INFORMATION SUPPLIED ▸
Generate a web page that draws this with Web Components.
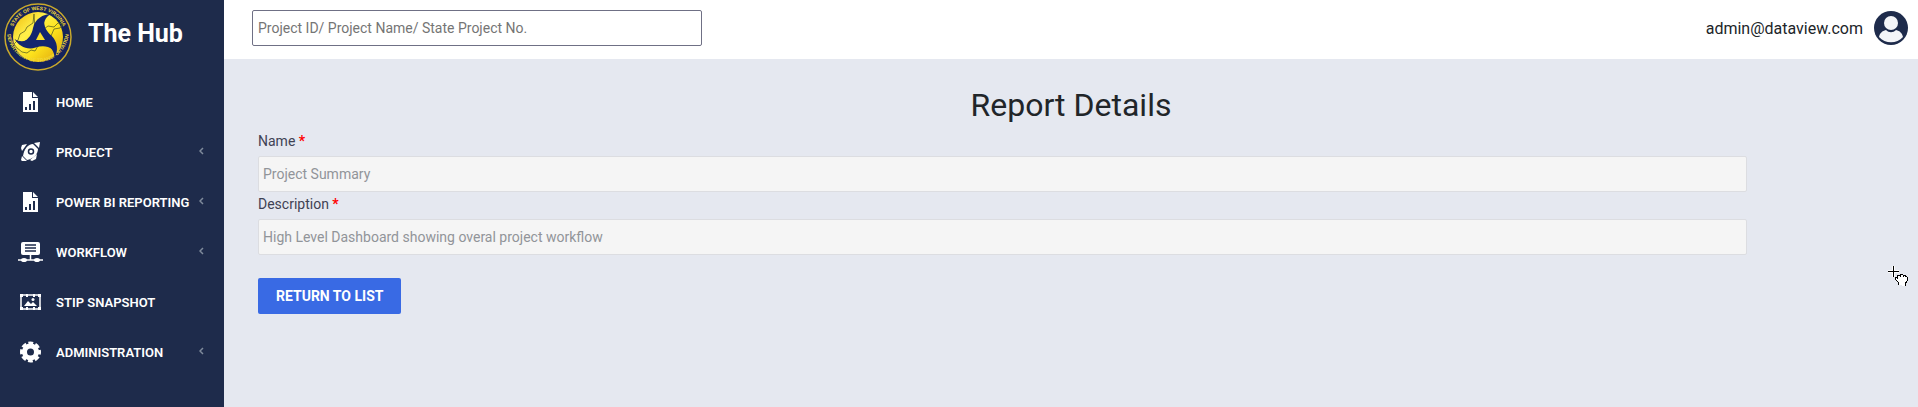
<!DOCTYPE html>
<html lang="en">
<head>
<meta charset="utf-8">
<meta name="viewport" content="width=device-width, initial-scale=1">
<title>The Hub - Report Details</title>
<style>
  body {
    margin: 0;
    font-family: Roboto, "Liberation Sans", sans-serif;
    font-size: 14px;
    color: #212529;
    background: #e5e8f0;
  }
</style>
</head>
<body>
<hub-app>
  <hub-sidebar slot="sidebar">
    <hub-nav-item icon="report">HOME</hub-nav-item>
    <hub-nav-item icon="rocket" expandable>PROJECT</hub-nav-item>
    <hub-nav-item icon="report" expandable>POWER BI REPORTING</hub-nav-item>
    <hub-nav-item icon="workflow" expandable>WORKFLOW</hub-nav-item>
    <hub-nav-item icon="snapshot">STIP SNAPSHOT</hub-nav-item>
    <hub-nav-item icon="gear" expandable>ADMINISTRATION</hub-nav-item>
  </hub-sidebar>
  <hub-topbar slot="topbar">admin@dataview.com</hub-topbar>
  <report-details>
    <hub-field label="Name" value="Project Summary"></hub-field>
    <hub-field label="Description" value="High Level Dashboard showing overal project workflow"></hub-field>
    <hub-button slot="actions">RETURN TO LIST</hub-button>
  </report-details>
  <hub-pointer></hub-pointer>
</hub-app>

<script>
class HubApp extends HTMLElement {
  constructor() {
    super();
    this.attachShadow({ mode: 'open' }).innerHTML = `
      <style>
        :host { display: flex; min-height: 100vh; }
        .body { flex: 1; min-width: 0; }
      </style>
      <slot name="sidebar"></slot>
      <div class="body">
        <slot name="topbar"></slot>
        <slot></slot>
      </div>
    `;
  }
}

// Round department seal: lettered ring, state outline and three-armed emblem
class HubSeal extends HTMLElement {
  constructor() {
    super();
    this.attachShadow({ mode: 'open' }).innerHTML = `
      <style>
        :host { display: block; }
        svg { display: block; }
        text { font: bold 5px "Liberation Sans", Arial, sans-serif; fill: #f2d93a; }
      </style>
      <svg width="68" height="68" viewBox="0 0 68 68" role="img" aria-label="Department seal">
        <defs>
          <linearGradient id="gold" x1="0" y1="0" x2="1" y2="1">
            <stop offset="0" stop-color="#eeb90a"/>
            <stop offset=".35" stop-color="#fff04a"/>
            <stop offset=".6" stop-color="#fde21c"/>
            <stop offset="1" stop-color="#dc9f0c"/>
          </linearGradient>
          <path id="top" d="M7 34a27 27 0 0 1 54 0"/>
          <path id="bottom" d="M3 28a31 31 0 1 0 62 0"/>
          <path id="arm" d="M11-23C3-23-5-18-7-9-8-3-11 2-17 5L-9 10C-1 6 5 0 4-8 3-14 5-20 11-23z"/>
        </defs>
        <circle cx="34" cy="34" r="33" fill="#14235a" stroke="#c9a92c" stroke-width="1.5"/>
        <circle cx="34" cy="34" r="25" fill="url(#gold)"/>
        <text><textPath href="#top" startOffset="50%" text-anchor="middle">STATE OF WEST VIRGINIA</textPath></text>
        <text><textPath href="#bottom" startOffset="50%" text-anchor="middle">DEPARTMENT OF TRANSPORTATION</textPath></text>
        <path d="M30 11l-1 9-6 4-2 4-5 3-2 6-4 4 3 4 5 4 5 1 4-3 4 1 3-5 6-2 3-6 4-2 3-7 6-1 3-4-5-1-4 4-6-1-4 3-9 1z" fill="none" stroke="#5f6421" stroke-width=".8"/>
        <g transform="translate(36 34)" fill="#13256f">
          <use href="#arm"/>
          <use href="#arm" transform="rotate(120)"/>
          <use href="#arm" transform="rotate(240)"/>
          <path d="M0-5L5 3-4 3z" fill="#fbe02a"/>
        </g>
      </svg>
    `;
  }
}

class HubSidebar extends HTMLElement {
  constructor() {
    super();
    this.attachShadow({ mode: 'open' }).innerHTML = `
      <style>
        :host { display: block; width: 224px; flex-shrink: 0; background: #1e2b4b; color: #fff; }
        .brand { display: flex; gap: 16px; padding: 3px 4px; }
        .name { font-size: 25px; line-height: 62px; font-weight: 700; }
        nav { padding-top: 3px; }
      </style>
      <div class="brand">
        <hub-seal></hub-seal>
        <div class="name">The Hub</div>
      </div>
      <nav><slot></slot></nav>
    `;
  }
}

const ICONS = {
  report: `<path fill="#fff" d="M7 2h9v6h6v14H7z M17 2l5 5h-5z"/>
    <path fill="#1e2b4b" d="M9 17h2v3H9z M13 14h2v6h-2z M17 11h2v9h-2z"/>`,
  rocket: `<g fill="#fff"><path d="M17 4l5 5c0 5-5 10-11 11l-4-4C8 9 12 4 17 4z"/>
    <path d="M18 3l6-1-1 6z"/>
    <path d="M6 5l5-1-5 7-1-3z M21 14l-1 5-4 2-2-1z M6 16l5 5-5 0-1-1z"/></g>
    <circle cx="15" cy="11.5" r="2.5" fill="none" stroke="#1e2b4b" stroke-width="1.5"/>`,
  workflow: `<rect x="5" y="2" width="19" height="13" rx="2" fill="#fff"/>
    <path d="M9 5h11M9 8h11M9 11h11" stroke="#1e2b4b" stroke-width="1.5"/>
    <path d="M14.5 15v5M2 20h25" stroke="#fff" stroke-width="1.5"/>
    <ellipse cx="8" cy="20" rx="3" ry="2" fill="#fff"/><ellipse cx="21" cy="20" rx="3" ry="2" fill="#fff"/>`,
  snapshot: `<rect x="5" y="5" width="19" height="14" fill="none" stroke="#fff" stroke-width="1.5"/>
    <path fill="#fff" d="M4 4h3v3H4z M22 4h3v3h-3z M4 17h3v3H4z M22 17h3v3h-3z M10 4h2v3h-2z M17 4h2v3h-2z M10 17h2v3h-2z M17 17h2v3h-2z"/>
    <path fill="#fff" d="M8 16l4-5 3 3 2-2 4 4z"/><circle cx="17" cy="9.5" r="1.5" fill="#fff"/>`,
  gear: `<circle cx="14.5" cy="12" r="6" fill="none" stroke="#fff" stroke-width="5"/>
    <circle cx="14.5" cy="12" r="8.5" fill="none" stroke="#fff" stroke-width="4" stroke-dasharray="4.5 2.175" stroke-dashoffset="2.25"/>`
};

class HubNavItem extends HTMLElement {
  connectedCallback() {
    const arrow = this.hasAttribute('expandable')
      ? '<svg class="arrow" width="5" height="8" viewBox="0 0 5 8"><path d="M4 1L1 4l3 3" fill="none" stroke="#7f8b9c" stroke-width="1.5"/></svg>'
      : '';
    this.attachShadow({ mode: 'open' }).innerHTML = `
      <style>
        :host { display: block; }
        a {
          display: flex;
          align-items: center;
          height: 50px;
          padding: 0 20px 0 16px;
          color: #fff;
          font-size: 13px;
          font-weight: 600;
          text-decoration: none;
          white-space: nowrap;
        }
        .icon { margin-right: 10px; flex-shrink: 0; }
        .arrow { margin-left: auto; padding-bottom: 2px; }
      </style>
      <a href="#">
        <svg class="icon" width="30" height="24" viewBox="0 0 30 24" aria-hidden="true">${ICONS[this.getAttribute('icon')]}</svg>
        <span><slot></slot></span>
        ${arrow}
      </a>
    `;
  }
}

class HubTopbar extends HTMLElement {
  constructor() {
    super();
    this.attachShadow({ mode: 'open' }).innerHTML = `
      <style>
        :host {
          display: flex;
          align-items: center;
          justify-content: space-between;
          box-sizing: border-box;
          height: 59px;
          padding: 0 10px 3px 28px;
          background: #fff;
        }
        input {
          box-sizing: border-box;
          width: 450px;
          height: 36px;
          padding: 0 5px;
          border: 1px solid #6f7085;
          border-radius: 2px;
          font: inherit;
        }
        input::placeholder { color: #757575; }
        .user { display: flex; align-items: center; gap: 11px; font-size: 16px; }
      </style>
      <input type="search" aria-label="Search projects" placeholder="Project ID/ Project Name/ State Project No.">
      <div class="user">
        <slot></slot>
        <svg width="34" height="34" viewBox="0 0 34 34" aria-hidden="true">
          <circle cx="17" cy="17" r="17" fill="#1e2b4b"/>
          <circle cx="17" cy="12" r="7" fill="#f4f5f8"/>
          <path d="M5 26c1-4 3-6 7-7 3 3 7 3 10 0 4 1 6 3 7 7-6 7-18 7-24 0z" fill="#f4f5f8"/>
        </svg>
      </div>
    `;
  }
}

class ReportDetails extends HTMLElement {
  constructor() {
    super();
    this.attachShadow({ mode: 'open' }).innerHTML = `
      <style>
        :host { display: block; padding-top: 26px; }
        h1 { margin: 0; font-size: 32px; line-height: 40px; font-weight: 400; text-align: center; }
        form { padding: 4px 171px 0 34px; }
        .actions { margin-top: 23px; }
      </style>
      <h1>Report Details</h1>
      <form>
        <slot></slot>
        <div class="actions"><slot name="actions"></slot></div>
      </form>
    `;
  }
}

class HubField extends HTMLElement {
  connectedCallback() {
    this.attachShadow({ mode: 'open' }).innerHTML = `
      <style>
        :host { display: block; }
        label { display: block; padding-bottom: 3px; line-height: 24px; color: #3f4254; }
        .required { color: #f00; font-weight: 700; }
        input {
          display: block;
          box-sizing: border-box;
          width: 100%;
          height: 36px;
          padding: 0 4px;
          border: 1px solid #dcdde1;
          border-radius: 2px;
          background: #f5f5f5;
          color: #919499;
          font: inherit;
        }
      </style>
      <label for="field">${this.getAttribute('label')} <span class="required">*</span></label>
      <input id="field" type="text" value="${this.getAttribute('value')}" disabled>
    `;
  }
}

class HubButton extends HTMLElement {
  constructor() {
    super();
    this.attachShadow({ mode: 'open' }).innerHTML = `
      <style>
        :host { display: inline-block; }
        button {
          display: block;
          height: 36px;
          padding: 0 18px;
          border: 0;
          border-radius: 2px;
          background: #396ae4;
          color: #fff;
          font: 700 14px Roboto, "Liberation Sans", sans-serif;
        }
      </style>
      <button type="button"><slot></slot></button>
    `;
  }
}

// Crosshair with a grabbing hand, floating over the page
class HubPointer extends HTMLElement {
  constructor() {
    super();
    this.attachShadow({ mode: 'open' }).innerHTML = `
      <style>
        :host { position: absolute; top: 265px; right: 9px; pointer-events: none; }
        svg { display: block; }
      </style>
      <svg width="22" height="21" viewBox="0 0 22 21" shape-rendering="crispEdges" aria-hidden="true">
        <path d="M1 6.5h11M6.5 1v11" stroke="#fff" stroke-width="3"/>
        <path d="M1 6.5h11M6.5 1v11" stroke="#000"/>
        <path d="M11 20v-3l-3-3v-2l2 1v-3h3l1-1 2 1h2l1 1 1 1v4l-2 3v2" fill="#fff" stroke="#000"/>
        <path d="M13 10v2M16 10v2M18 10v2" stroke="#000"/>
      </svg>
    `;
  }
}

customElements.define('hub-app', HubApp);
customElements.define('hub-seal', HubSeal);
customElements.define('hub-sidebar', HubSidebar);
customElements.define('hub-nav-item', HubNavItem);
customElements.define('hub-topbar', HubTopbar);
customElements.define('report-details', ReportDetails);
customElements.define('hub-field', HubField);
customElements.define('hub-button', HubButton);
customElements.define('hub-pointer', HubPointer);
</script>
</body>
</html>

WHAT YOU HAVE TO DO ▸ Locate all lines in the listing above with the word "page". Copy them.

RESPONSE ▸
Generate a web page that draws this with Web Components.
// Crosshair with a grabbing hand, floating over the page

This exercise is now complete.